**WHAT NEEDS TO BE DONE:**
Scan the entries below. List each line with "React".

++++

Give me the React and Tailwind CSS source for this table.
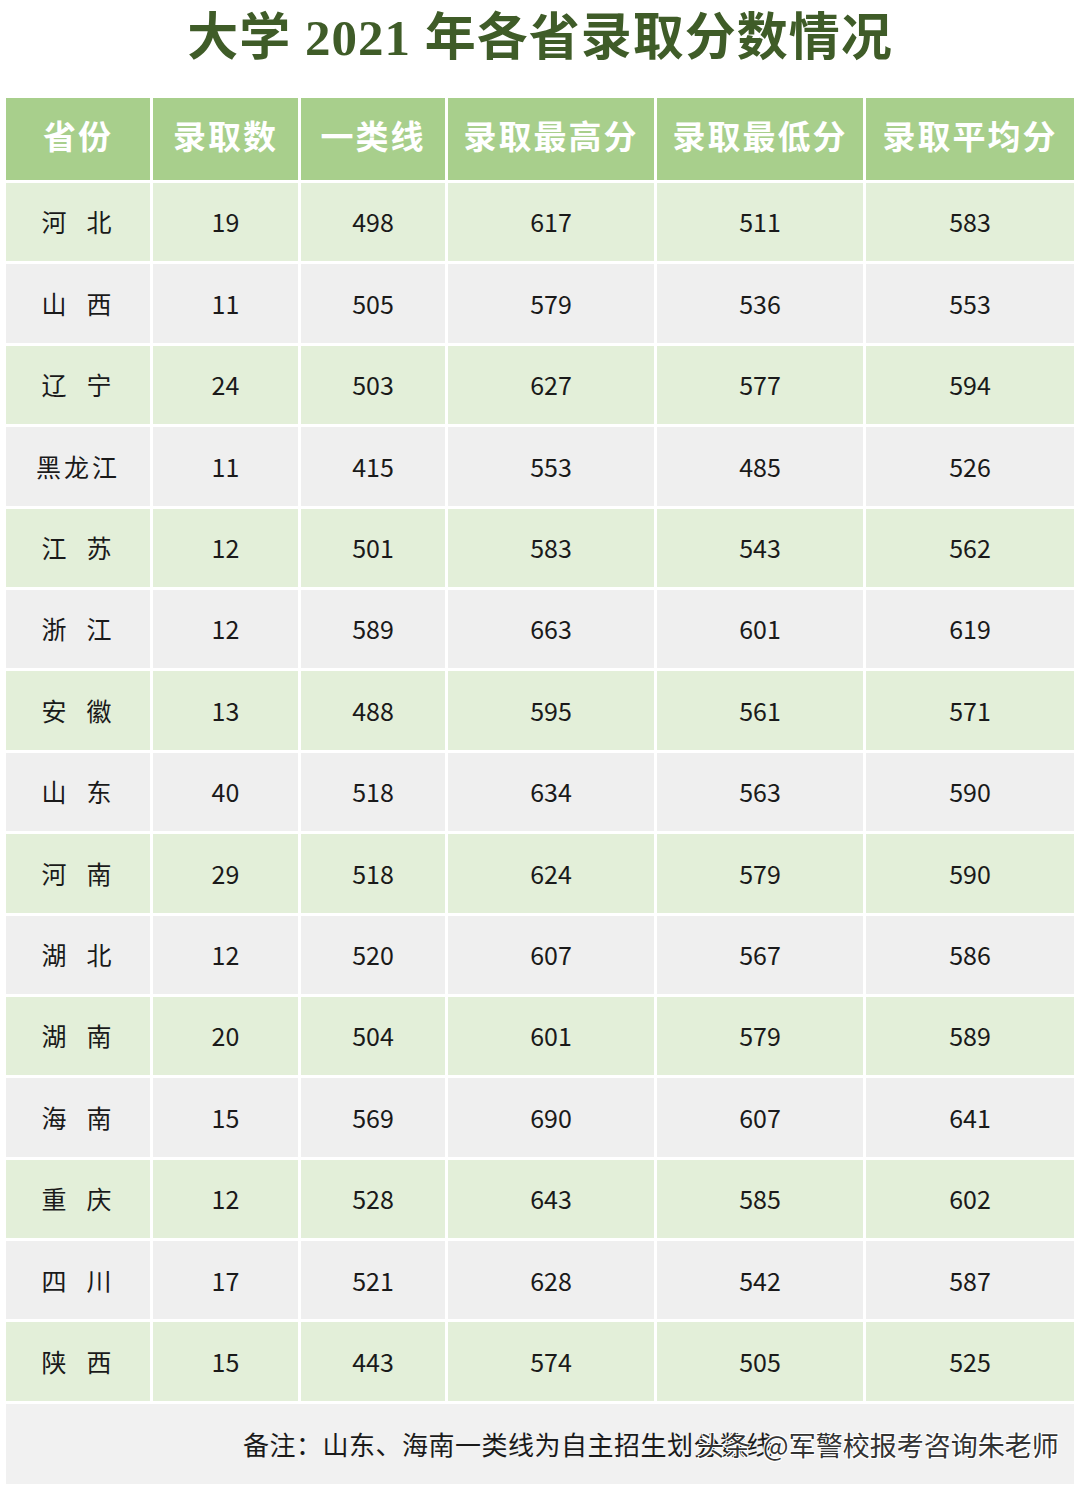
import React from "react";

const rows = [
  ["河 北", "19", "498", "617", "511", "583"],
  ["山 西", "11", "505", "579", "536", "553"],
  ["辽 宁", "24", "503", "627", "577", "594"],
  ["黑龙江", "11", "415", "553", "485", "526"],
  ["江 苏", "12", "501", "583", "543", "562"],
  ["浙 江", "12", "589", "663", "601", "619"],
  ["安 徽", "13", "488", "595", "561", "571"],
  ["山 东", "40", "518", "634", "563", "590"],
  ["河 南", "29", "518", "624", "579", "590"],
  ["湖 北", "12", "520", "607", "567", "586"],
  ["湖 南", "20", "504", "601", "579", "589"],
  ["海 南", "15", "569", "690", "607", "641"],
  ["重 庆", "12", "528", "643", "585", "602"],
  ["四 川", "17", "521", "628", "542", "587"],
  ["陕 西", "15", "443", "574", "505", "525"],
];

const headers = ["省份", "录取数", "一类线", "录取最高分", "录取最低分", "录取平均分"];

const sans = { fontFamily: '"Noto Sans CJK SC", "Noto Sans", sans-serif' };
const serif = { fontFamily: '"Liberation Serif", "Noto Sans CJK SC", serif' };

export default function App() {
  return (
    <div className="w-[1080px] h-[1492px] bg-white overflow-hidden">
      <div
        className="h-[98px] flex items-start justify-center pt-[6px] text-[51px] font-bold text-[#3f5c28] leading-[64px] tracking-[1px]"
        style={serif}
      >
        大学 2021 年各省录取分数情况
      </div>
      <div className="ml-[6px] w-[1068px] flex flex-col gap-[3px]">
        <div className="grid grid-cols-[144px_145px_144px_206px_206px_208px] gap-x-[3px] h-[82px]">
          {headers.map((h) => (
            <div
              key={h}
              className="bg-[#a8cf8c] flex items-center justify-center text-white text-[33px] font-bold tracking-[2px]"
              style={serif}
            >
              {h}
            </div>
          ))}
        </div>
        {rows.map((r, i) => (
          <div
            key={i}
            className="grid grid-cols-[144px_145px_144px_206px_206px_208px] gap-x-[3px] h-[78.4px]"
          >
            {r.map((c, j) => (
              <div
                key={j}
                className={
                  (i % 2 === 0 ? "bg-[#e3efd9]" : "bg-[#efefef]") +
                  " flex items-center justify-center text-[#1a1a1a] text-[25px]" +
                  (j === 0 ? " whitespace-pre tracking-[3px]" : "")
                }
                style={sans}
              >
                {j === 0 ? c.replace(" ", "  ") : c}
              </div>
            ))}
          </div>
        ))}
        <div className="relative h-[80px] bg-[#f1f1f1] flex items-center" style={sans}>
          <span className="ml-[237px] text-[26px] text-[#1a1a1a] tracking-[0.5px]">
            备注：山东、海南一类线为自主招生划分数线
          </span>
          <span
            className="absolute left-[691px] top-[26px] text-[27px] text-[#333333] leading-[30px] whitespace-pre"
            style={{ textShadow: "1px 1px 0 #fff, -1px -1px 0 #fff, 1px -1px 0 #fff, -1px 1px 0 #fff" }}
          >
            {"头条  @军警校报考咨询朱老师"}
          </span>
        </div>
      </div>
    </div>
  );
}
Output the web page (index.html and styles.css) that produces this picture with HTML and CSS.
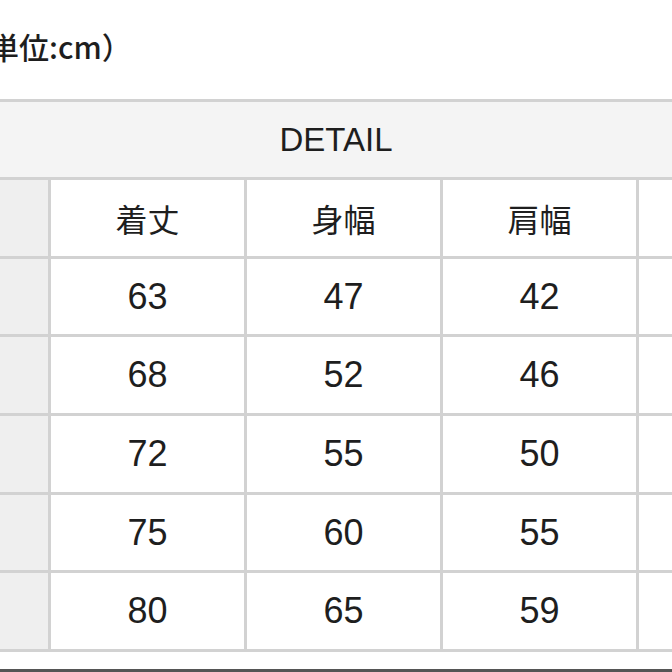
FILE: index.html
```html
<!DOCTYPE html>
<html lang="ja">
<head>
<meta charset="utf-8">
<link rel="stylesheet" href="styles.css">
</head>
<body>
<div class="page">
  <div class="unit">（単位:cm）</div>
  <div class="sheet">
    <div class="title">DETAIL</div>
    <div class="grid">
      <div class="cell label"></div><div class="cell head">着丈</div><div class="cell head">身幅</div><div class="cell head">肩幅</div><div class="cell"></div>
      <div class="cell label"></div><div class="cell num">63</div><div class="cell num">47</div><div class="cell num">42</div><div class="cell"></div>
      <div class="cell label"></div><div class="cell num">68</div><div class="cell num">52</div><div class="cell num">46</div><div class="cell"></div>
      <div class="cell label"></div><div class="cell num">72</div><div class="cell num">55</div><div class="cell num">50</div><div class="cell"></div>
      <div class="cell label"></div><div class="cell num">75</div><div class="cell num">60</div><div class="cell num">55</div><div class="cell"></div>
      <div class="cell label"></div><div class="cell num">80</div><div class="cell num">65</div><div class="cell num">59</div><div class="cell"></div>
    </div>
  </div>
  <div class="rule"></div>
</div>
</body>
</html>
```

FILE: styles.css
```css
html, body {
  margin: 0;
  padding: 0;
  background: #ffffff;
}
.page {
  width: 672px;
  height: 672px;
  overflow: hidden;
  color: #1e1e1e;
  font-family: "Liberation Sans", "Noto Sans CJK JP", sans-serif;
}
.unit {
  box-sizing: border-box;
  height: 99px;
  padding-top: 25px;
  margin-left: -41px;
  font-family: "Noto Sans CJK JP", sans-serif;
  font-weight: 500;
  font-size: 30px;
  line-height: 42px;
  white-space: nowrap;
}
.sheet {
  margin-left: -145px;
  width: 962px;
  border-top: 3px solid #d2d2d2;
}
.title {
  height: 75px;
  background: #f4f4f4;
  display: flex;
  align-items: center;
  justify-content: center;
  font-size: 33px;
}
.grid {
  display: grid;
  grid-template-columns: repeat(5, 193px);
  grid-auto-rows: 75.7px;
  gap: 3px;
  width: 977px;
  background: #d2d2d2;
  border-top: 3px solid #d2d2d2;
  border-bottom: 3px solid #d2d2d2;
}
.cell {
  background: #ffffff;
  display: flex;
  align-items: center;
  justify-content: center;
}
.cell.label {
  background: #efefef;
}
.head {
  font-family: "Noto Sans CJK JP", sans-serif;
  font-size: 32px;
}
.num {
  font-size: 36px;
}
.rule {
  margin-top: 17px;
  border-top: 3px solid #555555;
}
```
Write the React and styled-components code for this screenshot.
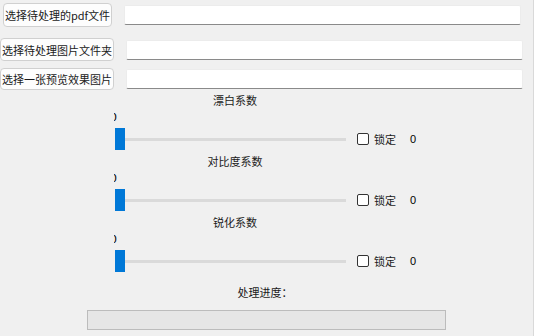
import React from "react";
import styled, { createGlobalStyle } from "styled-components";

const GlobalStyle = createGlobalStyle`
  html, body {
    margin: 0;
    padding: 0;
    background: #f0f0f0;
  }
  body {
    font-family: "Noto Sans CJK SC", "Noto Sans", sans-serif;
    font-size: 11px;
    color: #000;
  }
`;

const Window = styled.div`
  width: 533px;
  height: 336px;
  border-right: 1px solid #d9d9d9;
  background: #f0f0f0;
  overflow: hidden;
  display: flex;
  flex-direction: column;
`;

const FileRow = styled.div`
  display: flex;
  align-items: center;
  height: ${(p) => p.$h}px;
  margin-top: ${(p) => p.$top}px;
  padding-left: ${(p) => p.$left}px;
`;

const PickButton = styled.button`
  box-sizing: border-box;
  width: ${(p) => p.$w}px;
  height: 100%;
  padding: 0;
  border: 1px solid #d0d0d0;
  border-radius: 4px;
  background: #fdfdfd;
  font-family: inherit;
  font-size: 11px;
  color: #1a1a1a;
  white-space: nowrap;
  overflow: hidden;
`;

const PathField = styled.input`
  box-sizing: border-box;
  width: ${(p) => p.$w}px;
  height: 20px;
  margin-left: ${(p) => p.$gap}px;
  border: 1px solid #ececec;
  border-bottom: 1px solid #8a8a8a;
  border-radius: 2px;
  background: #fff;
  outline: none;
`;

const SliderArea = styled.div`
  display: flex;
  flex-direction: column;
  margin-top: 2px;
`;

const Section = styled.div`
  display: flex;
  flex-direction: column;
  gap: 2px;
  height: 61px;
`;

const Title = styled.div`
  width: 240px;
  margin-left: 115px;
  height: 16px;
  line-height: 16px;
  text-align: center;
  color: #1a1a1a;
`;

const ValueBox = styled.div`
  width: 4px;
  height: 16px;
  margin-left: 114px;
  line-height: 16px;
  overflow: hidden;
  font-family: "DejaVu Sans", sans-serif;
  font-size: 11px;
`;

const Clipped = styled.span`
  display: inline-block;
  margin-left: -4px;
`;

const SliderRow = styled.div`
  display: flex;
  align-items: center;
  height: 22px;
  padding-left: 115px;
`;

const Track = styled.div`
  display: flex;
  align-items: center;
  width: 231px;
  height: 22px;
`;

const Handle = styled.div`
  width: 10px;
  height: 22px;
  background: #0078d7;
`;

const Groove = styled.div`
  flex: 1;
  height: 3px;
  background: #dadada;
`;

const Check = styled.span`
  box-sizing: border-box;
  width: 12px;
  height: 12px;
  margin-left: 11px;
  border: 1px solid #333;
  border-radius: 2px;
  background: #fff;
`;

const CheckLabel = styled.span`
  margin-left: 5px;
  color: #1a1a1a;
`;

const LockValue = styled.span`
  margin-left: 14px;
  font-family: "Liberation Sans", sans-serif;
  font-size: 11px;
`;

const ProgressTitle = styled.div`
  margin-top: 9px;
  width: 240px;
  margin-left: 145px;
  height: 16px;
  line-height: 16px;
  text-align: center;
  color: #1a1a1a;
`;

const ProgressBar = styled.div`
  box-sizing: border-box;
  width: 359px;
  height: 20px;
  margin-top: 10px;
  margin-left: 87px;
  border: 1px solid #bcbcbc;
  background: #e6e6e6;
`;

const files = [
  { label: "选择待处理的pdf文件", top: 3, h: 24, left: 3, w: 109, gap: 12, fw: 397 },
  { label: "选择待处理图片文件夹", top: 11, h: 23, left: 0, w: 114, gap: 12, fw: 397 },
  { label: "选择一张预览效果图片", top: 7, h: 22, left: 0, w: 114, gap: 12, fw: 397 },
];

const sliders = ["漂白系数", "对比度系数", "锐化系数"];

export default function App() {
  return (
    <>
      <GlobalStyle />
      <Window>
        {files.map((f) => (
          <FileRow key={f.label} $top={f.top} $h={f.h} $left={f.left}>
            <PickButton $w={f.w}>{f.label}</PickButton>
            <PathField $w={f.fw} $gap={f.gap} readOnly />
          </FileRow>
        ))}
        <SliderArea>
          {sliders.map((name) => (
            <Section key={name}>
              <Title>{name}</Title>
              <ValueBox>
                <Clipped>0</Clipped>
              </ValueBox>
              <SliderRow>
                <Track>
                  <Handle />
                  <Groove />
                </Track>
                <Check />
                <CheckLabel>锁定</CheckLabel>
                <LockValue>0</LockValue>
              </SliderRow>
            </Section>
          ))}
        </SliderArea>
        <ProgressTitle>处理进度：</ProgressTitle>
        <ProgressBar />
      </Window>
    </>
  );
}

++++

**SOLUTION TO THIS PROBLEM:**
Give me the React and Tailwind CSS source for this table.
import React from "react";
Write the React and styled-components code for this screenshot.
import React from "react";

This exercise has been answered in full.